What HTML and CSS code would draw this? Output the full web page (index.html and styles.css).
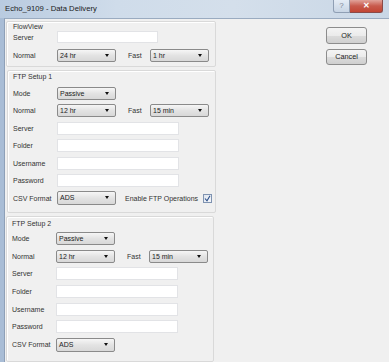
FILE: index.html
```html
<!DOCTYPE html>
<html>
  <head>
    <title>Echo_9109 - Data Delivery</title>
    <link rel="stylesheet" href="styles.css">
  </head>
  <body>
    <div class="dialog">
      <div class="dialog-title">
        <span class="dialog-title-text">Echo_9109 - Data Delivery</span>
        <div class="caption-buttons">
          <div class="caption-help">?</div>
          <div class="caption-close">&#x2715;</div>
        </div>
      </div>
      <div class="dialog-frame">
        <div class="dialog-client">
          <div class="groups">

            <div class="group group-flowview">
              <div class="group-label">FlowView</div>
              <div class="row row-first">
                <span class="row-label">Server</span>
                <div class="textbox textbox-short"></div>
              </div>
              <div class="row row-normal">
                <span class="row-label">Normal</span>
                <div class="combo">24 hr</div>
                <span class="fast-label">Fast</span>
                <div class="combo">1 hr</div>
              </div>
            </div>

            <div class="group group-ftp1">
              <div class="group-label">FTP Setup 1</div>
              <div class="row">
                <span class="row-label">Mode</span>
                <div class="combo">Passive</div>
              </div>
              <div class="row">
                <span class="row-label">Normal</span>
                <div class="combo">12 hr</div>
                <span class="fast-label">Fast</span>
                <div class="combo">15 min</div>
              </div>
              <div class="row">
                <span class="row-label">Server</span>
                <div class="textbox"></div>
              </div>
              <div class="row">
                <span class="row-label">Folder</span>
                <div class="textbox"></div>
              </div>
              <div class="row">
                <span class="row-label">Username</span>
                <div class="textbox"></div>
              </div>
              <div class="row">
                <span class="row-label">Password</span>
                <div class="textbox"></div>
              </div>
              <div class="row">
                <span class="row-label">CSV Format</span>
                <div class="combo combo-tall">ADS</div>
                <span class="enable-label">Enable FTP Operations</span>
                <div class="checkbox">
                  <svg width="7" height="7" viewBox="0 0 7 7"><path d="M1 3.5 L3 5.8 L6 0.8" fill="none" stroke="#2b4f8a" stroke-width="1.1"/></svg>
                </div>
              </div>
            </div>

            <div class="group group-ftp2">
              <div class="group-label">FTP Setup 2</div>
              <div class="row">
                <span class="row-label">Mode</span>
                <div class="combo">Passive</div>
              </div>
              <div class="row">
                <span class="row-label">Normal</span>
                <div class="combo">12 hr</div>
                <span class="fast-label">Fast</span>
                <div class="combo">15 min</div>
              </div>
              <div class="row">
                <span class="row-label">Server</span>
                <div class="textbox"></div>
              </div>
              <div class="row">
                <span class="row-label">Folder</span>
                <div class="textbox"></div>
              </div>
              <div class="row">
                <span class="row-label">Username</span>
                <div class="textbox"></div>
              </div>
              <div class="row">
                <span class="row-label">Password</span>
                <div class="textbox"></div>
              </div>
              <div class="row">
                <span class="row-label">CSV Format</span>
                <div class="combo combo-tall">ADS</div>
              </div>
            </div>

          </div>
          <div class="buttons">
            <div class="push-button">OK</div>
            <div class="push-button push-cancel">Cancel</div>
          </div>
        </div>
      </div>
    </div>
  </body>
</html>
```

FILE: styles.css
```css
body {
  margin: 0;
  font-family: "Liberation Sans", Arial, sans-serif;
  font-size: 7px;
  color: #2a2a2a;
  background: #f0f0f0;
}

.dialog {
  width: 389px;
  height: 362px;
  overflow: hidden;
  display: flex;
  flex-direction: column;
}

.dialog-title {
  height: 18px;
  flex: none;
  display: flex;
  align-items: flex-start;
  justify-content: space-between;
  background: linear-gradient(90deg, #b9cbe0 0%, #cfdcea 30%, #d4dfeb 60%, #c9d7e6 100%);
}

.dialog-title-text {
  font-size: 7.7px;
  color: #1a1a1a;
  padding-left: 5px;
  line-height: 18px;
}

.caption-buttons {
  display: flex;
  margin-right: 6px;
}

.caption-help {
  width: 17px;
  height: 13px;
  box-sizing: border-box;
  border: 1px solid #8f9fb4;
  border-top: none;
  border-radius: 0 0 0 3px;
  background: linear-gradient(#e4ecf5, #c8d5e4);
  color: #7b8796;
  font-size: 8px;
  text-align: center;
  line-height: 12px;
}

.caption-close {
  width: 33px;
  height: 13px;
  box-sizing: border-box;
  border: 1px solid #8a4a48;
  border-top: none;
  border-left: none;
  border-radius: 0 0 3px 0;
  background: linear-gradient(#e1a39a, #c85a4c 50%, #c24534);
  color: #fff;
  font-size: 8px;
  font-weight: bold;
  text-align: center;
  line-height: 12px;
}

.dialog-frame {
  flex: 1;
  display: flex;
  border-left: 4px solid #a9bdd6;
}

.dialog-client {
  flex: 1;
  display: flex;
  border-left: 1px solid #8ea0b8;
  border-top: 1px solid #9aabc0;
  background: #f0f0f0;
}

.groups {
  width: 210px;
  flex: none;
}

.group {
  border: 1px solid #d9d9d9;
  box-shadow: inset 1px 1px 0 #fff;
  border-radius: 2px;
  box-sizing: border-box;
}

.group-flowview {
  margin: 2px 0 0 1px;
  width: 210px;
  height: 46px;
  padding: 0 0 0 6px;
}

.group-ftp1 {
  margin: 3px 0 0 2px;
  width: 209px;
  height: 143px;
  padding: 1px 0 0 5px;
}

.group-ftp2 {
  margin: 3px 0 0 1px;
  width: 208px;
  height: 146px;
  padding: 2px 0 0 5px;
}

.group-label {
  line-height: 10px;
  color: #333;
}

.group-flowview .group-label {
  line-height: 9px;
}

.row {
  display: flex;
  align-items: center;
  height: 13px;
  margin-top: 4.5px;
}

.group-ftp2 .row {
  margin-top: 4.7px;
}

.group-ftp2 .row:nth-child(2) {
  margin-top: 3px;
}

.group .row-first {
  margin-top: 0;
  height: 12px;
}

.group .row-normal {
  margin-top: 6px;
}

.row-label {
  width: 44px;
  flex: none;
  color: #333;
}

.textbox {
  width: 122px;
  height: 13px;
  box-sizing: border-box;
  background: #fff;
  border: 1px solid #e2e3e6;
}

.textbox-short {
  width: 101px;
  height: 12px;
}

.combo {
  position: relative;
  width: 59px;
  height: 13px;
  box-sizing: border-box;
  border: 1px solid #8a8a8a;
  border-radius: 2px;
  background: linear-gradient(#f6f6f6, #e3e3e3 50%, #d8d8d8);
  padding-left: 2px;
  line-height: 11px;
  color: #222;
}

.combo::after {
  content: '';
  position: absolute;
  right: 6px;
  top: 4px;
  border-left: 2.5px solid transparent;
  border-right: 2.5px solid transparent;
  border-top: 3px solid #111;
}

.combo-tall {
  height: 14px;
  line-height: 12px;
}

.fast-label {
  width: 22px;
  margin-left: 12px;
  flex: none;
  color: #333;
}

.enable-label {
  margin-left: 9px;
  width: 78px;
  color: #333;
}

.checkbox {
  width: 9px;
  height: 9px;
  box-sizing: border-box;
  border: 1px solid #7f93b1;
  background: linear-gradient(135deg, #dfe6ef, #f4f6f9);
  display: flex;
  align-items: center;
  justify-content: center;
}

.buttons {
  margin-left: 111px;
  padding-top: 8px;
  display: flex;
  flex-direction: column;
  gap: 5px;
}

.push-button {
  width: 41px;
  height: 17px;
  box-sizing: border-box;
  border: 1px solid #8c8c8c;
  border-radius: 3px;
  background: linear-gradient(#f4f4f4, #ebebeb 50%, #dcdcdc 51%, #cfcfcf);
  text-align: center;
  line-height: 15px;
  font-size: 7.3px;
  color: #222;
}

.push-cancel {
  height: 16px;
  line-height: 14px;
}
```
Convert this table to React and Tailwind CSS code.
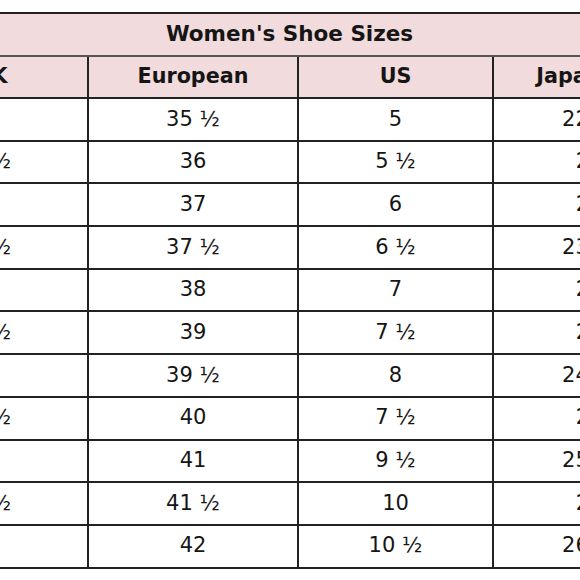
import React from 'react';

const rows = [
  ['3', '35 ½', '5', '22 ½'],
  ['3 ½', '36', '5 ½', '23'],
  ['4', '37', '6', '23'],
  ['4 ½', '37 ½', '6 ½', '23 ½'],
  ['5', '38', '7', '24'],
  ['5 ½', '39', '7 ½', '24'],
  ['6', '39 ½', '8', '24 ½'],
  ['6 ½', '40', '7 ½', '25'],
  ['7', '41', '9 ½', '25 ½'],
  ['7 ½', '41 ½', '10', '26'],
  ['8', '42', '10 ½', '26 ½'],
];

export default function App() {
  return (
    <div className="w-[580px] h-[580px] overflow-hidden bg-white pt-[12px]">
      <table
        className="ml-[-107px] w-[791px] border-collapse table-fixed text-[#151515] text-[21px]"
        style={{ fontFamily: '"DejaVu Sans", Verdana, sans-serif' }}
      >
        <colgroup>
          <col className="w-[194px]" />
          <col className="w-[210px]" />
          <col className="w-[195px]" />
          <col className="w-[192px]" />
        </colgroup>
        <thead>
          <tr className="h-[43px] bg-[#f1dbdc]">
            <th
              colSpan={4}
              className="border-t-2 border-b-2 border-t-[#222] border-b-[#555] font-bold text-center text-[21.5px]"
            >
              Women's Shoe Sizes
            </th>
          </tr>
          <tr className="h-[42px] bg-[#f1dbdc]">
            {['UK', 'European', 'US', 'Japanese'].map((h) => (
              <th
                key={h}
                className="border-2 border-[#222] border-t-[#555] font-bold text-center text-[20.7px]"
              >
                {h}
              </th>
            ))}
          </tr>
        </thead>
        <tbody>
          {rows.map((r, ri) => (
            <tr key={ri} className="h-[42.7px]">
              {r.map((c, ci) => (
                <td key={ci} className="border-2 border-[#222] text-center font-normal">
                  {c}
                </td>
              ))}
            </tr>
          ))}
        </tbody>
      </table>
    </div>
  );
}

·····

◆ Task
Check each line above for the word "React" and copy the ones that have it.

◆ Expected answer
Convert this table to React and Tailwind CSS code.
import React from 'react';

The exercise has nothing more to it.